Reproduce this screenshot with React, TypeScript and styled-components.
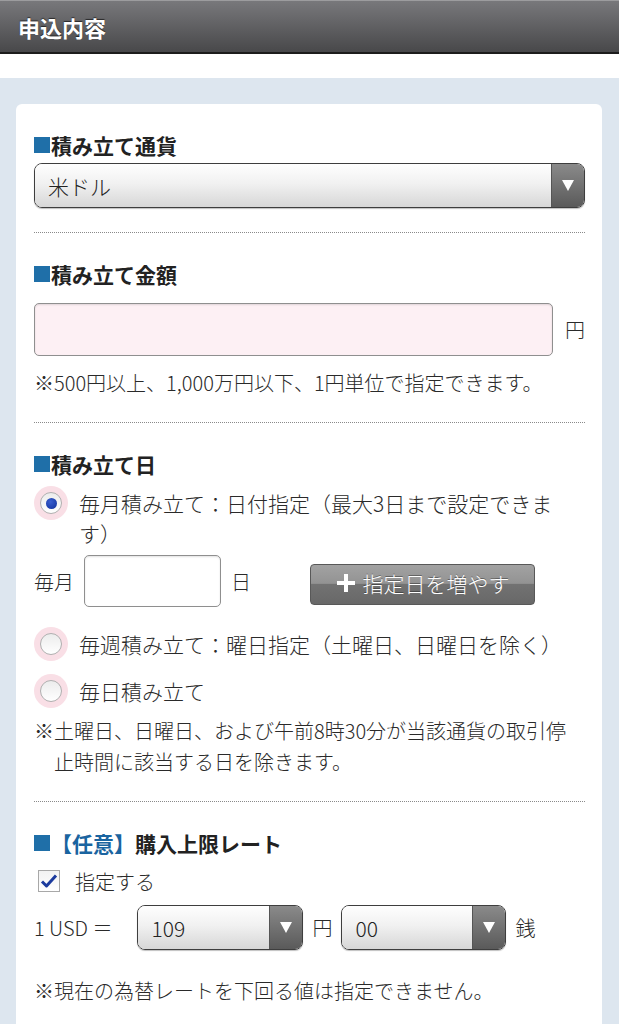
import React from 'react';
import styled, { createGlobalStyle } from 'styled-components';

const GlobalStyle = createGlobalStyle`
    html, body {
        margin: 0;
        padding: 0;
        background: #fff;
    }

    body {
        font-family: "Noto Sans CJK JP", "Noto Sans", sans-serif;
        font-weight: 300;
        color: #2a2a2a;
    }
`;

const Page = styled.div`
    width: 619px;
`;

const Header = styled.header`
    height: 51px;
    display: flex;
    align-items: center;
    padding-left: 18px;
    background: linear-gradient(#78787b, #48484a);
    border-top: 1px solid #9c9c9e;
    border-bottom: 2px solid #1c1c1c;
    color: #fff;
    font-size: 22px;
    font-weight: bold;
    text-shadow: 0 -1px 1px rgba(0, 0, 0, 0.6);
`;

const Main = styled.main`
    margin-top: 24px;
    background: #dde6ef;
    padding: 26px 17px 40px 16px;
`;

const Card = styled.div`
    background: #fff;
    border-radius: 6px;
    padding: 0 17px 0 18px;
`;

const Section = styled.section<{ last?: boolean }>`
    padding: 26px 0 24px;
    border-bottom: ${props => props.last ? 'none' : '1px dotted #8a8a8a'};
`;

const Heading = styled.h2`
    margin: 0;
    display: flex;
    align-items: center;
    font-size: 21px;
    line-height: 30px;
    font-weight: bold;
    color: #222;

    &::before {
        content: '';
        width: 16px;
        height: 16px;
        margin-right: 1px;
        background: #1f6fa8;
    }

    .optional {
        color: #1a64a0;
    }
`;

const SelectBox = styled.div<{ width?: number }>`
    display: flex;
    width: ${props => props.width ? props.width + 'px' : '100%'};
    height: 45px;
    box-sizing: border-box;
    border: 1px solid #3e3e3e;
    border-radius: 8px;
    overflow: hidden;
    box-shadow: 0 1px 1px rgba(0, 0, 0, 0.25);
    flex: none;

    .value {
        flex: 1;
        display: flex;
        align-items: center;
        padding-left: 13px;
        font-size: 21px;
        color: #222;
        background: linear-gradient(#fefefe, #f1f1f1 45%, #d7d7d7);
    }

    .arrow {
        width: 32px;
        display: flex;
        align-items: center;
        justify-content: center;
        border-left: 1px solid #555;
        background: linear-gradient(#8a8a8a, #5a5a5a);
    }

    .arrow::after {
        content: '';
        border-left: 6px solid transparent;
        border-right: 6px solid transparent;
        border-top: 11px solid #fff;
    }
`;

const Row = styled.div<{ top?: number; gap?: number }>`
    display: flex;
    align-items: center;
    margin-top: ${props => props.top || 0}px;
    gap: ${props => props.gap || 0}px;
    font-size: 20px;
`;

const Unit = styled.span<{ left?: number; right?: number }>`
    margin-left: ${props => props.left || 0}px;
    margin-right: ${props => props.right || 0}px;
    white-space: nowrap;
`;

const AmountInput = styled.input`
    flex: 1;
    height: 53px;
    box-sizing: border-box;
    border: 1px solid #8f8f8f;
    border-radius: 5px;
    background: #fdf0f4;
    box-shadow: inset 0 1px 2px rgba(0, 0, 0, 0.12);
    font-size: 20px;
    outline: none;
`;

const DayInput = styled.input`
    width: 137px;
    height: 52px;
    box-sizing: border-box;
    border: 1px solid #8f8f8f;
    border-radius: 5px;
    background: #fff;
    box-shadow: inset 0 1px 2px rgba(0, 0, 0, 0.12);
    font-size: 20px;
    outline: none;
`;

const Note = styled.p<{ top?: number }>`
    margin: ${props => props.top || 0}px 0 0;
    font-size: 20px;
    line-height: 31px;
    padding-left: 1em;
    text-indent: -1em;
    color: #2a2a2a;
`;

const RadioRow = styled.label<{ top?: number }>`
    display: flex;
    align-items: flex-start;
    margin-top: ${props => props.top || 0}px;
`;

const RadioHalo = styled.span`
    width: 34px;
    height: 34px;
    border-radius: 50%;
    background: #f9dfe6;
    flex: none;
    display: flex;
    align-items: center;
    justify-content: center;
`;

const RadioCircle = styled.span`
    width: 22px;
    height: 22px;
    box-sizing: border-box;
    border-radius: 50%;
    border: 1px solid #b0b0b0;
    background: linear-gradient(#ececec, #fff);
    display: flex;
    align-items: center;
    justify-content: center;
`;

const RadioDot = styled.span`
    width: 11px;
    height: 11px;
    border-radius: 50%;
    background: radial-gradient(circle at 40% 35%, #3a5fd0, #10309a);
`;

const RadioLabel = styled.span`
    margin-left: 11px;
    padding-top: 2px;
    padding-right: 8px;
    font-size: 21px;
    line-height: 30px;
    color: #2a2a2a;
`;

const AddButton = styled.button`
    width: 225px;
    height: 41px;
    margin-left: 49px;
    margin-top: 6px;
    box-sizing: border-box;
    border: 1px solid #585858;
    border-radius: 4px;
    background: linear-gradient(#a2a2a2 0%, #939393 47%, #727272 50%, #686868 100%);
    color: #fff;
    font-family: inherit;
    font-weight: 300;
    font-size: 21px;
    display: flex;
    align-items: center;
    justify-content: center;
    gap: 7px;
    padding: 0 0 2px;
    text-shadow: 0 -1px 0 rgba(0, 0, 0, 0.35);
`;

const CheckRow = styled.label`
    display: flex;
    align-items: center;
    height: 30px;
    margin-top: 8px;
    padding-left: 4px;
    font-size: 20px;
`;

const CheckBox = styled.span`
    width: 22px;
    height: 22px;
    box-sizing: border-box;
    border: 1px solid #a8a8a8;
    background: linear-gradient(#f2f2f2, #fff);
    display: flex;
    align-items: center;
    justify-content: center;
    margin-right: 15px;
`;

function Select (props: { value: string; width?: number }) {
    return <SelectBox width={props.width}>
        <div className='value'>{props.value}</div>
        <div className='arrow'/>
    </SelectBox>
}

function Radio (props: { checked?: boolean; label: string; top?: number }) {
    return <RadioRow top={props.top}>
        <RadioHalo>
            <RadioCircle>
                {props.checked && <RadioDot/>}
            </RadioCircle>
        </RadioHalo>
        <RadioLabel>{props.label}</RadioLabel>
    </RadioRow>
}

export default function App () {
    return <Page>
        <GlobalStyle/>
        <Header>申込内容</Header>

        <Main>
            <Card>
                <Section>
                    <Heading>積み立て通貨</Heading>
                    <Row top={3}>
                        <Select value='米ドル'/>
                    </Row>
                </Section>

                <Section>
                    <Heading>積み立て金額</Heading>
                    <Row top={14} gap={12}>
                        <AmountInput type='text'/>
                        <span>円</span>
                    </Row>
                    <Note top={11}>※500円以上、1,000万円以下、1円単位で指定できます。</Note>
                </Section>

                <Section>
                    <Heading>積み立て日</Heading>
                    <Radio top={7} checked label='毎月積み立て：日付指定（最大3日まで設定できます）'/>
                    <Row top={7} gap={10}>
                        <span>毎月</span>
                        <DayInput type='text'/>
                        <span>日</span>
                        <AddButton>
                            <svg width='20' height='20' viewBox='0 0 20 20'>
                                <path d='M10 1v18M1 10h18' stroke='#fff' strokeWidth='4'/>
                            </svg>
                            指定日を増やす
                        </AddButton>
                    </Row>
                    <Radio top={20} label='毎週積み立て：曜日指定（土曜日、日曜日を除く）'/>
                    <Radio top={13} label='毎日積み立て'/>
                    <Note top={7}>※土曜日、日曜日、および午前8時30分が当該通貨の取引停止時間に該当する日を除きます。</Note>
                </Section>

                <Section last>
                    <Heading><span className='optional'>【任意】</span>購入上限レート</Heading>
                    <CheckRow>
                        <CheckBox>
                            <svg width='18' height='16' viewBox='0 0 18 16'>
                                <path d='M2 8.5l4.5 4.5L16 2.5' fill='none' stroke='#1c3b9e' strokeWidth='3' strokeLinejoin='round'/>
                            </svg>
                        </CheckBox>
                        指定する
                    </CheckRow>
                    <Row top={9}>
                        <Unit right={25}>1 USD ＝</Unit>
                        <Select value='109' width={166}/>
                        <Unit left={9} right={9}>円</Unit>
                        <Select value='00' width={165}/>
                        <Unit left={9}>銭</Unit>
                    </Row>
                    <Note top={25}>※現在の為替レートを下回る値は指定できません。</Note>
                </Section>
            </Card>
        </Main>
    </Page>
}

## EXERCISE TASK
Extract every line above that contains the word "components".

## ANSWER TO THIS TASK
Reproduce this screenshot with React, TypeScript and styled-components.
import styled, { createGlobalStyle } from 'styled-components';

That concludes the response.